:: GIVEN DATA ::
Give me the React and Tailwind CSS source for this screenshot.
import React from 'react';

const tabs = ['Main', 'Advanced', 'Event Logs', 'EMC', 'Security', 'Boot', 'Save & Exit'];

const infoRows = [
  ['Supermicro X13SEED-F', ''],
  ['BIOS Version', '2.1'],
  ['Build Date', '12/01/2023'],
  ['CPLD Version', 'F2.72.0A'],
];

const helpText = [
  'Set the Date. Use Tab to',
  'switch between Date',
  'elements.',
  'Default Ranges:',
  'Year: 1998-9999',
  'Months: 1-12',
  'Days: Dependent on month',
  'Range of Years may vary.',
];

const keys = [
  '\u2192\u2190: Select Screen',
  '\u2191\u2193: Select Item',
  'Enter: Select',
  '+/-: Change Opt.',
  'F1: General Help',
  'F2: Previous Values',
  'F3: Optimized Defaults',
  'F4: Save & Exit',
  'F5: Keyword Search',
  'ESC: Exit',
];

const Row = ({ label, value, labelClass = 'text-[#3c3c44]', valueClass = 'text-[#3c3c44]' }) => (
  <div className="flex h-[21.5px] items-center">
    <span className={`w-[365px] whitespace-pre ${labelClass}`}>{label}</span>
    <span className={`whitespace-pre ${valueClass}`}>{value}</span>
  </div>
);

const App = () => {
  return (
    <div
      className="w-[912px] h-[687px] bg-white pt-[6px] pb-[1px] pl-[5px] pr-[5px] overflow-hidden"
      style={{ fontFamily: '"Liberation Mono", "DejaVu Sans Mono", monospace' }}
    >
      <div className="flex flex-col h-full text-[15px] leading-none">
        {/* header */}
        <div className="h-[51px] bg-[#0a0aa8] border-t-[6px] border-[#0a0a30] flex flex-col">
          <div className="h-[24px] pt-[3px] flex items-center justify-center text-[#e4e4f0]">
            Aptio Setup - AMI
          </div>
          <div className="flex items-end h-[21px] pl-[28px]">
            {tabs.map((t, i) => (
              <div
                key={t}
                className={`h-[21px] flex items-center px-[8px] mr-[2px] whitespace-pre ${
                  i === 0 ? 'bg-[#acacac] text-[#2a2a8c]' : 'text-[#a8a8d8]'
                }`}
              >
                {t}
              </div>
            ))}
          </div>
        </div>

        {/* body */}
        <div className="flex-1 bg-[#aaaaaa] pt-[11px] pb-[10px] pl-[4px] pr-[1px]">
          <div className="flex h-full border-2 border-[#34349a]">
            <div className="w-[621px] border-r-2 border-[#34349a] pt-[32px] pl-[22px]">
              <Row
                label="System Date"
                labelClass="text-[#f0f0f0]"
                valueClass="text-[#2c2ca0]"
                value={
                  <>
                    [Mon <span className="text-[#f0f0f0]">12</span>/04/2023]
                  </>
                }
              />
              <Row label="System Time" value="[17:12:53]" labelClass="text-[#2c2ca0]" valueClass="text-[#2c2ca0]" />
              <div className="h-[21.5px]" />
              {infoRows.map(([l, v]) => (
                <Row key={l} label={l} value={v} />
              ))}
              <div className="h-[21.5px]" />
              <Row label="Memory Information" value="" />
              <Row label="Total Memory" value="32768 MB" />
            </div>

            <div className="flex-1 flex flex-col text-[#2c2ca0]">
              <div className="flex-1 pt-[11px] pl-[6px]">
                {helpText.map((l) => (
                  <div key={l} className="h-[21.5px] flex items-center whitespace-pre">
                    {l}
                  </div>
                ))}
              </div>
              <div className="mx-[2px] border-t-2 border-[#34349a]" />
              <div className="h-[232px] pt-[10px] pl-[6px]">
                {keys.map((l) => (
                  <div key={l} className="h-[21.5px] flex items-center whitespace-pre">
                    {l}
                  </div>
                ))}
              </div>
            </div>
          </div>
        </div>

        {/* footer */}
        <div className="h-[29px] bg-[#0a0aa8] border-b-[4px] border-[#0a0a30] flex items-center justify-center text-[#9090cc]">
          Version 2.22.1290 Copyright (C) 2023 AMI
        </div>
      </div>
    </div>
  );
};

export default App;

:: SET TASK ::
Scan the listing above and copy all lines containing the word "React".

:: RESULT FOR THIS EXERCISE ::
Give me the React and Tailwind CSS source for this screenshot.
import React from 'react';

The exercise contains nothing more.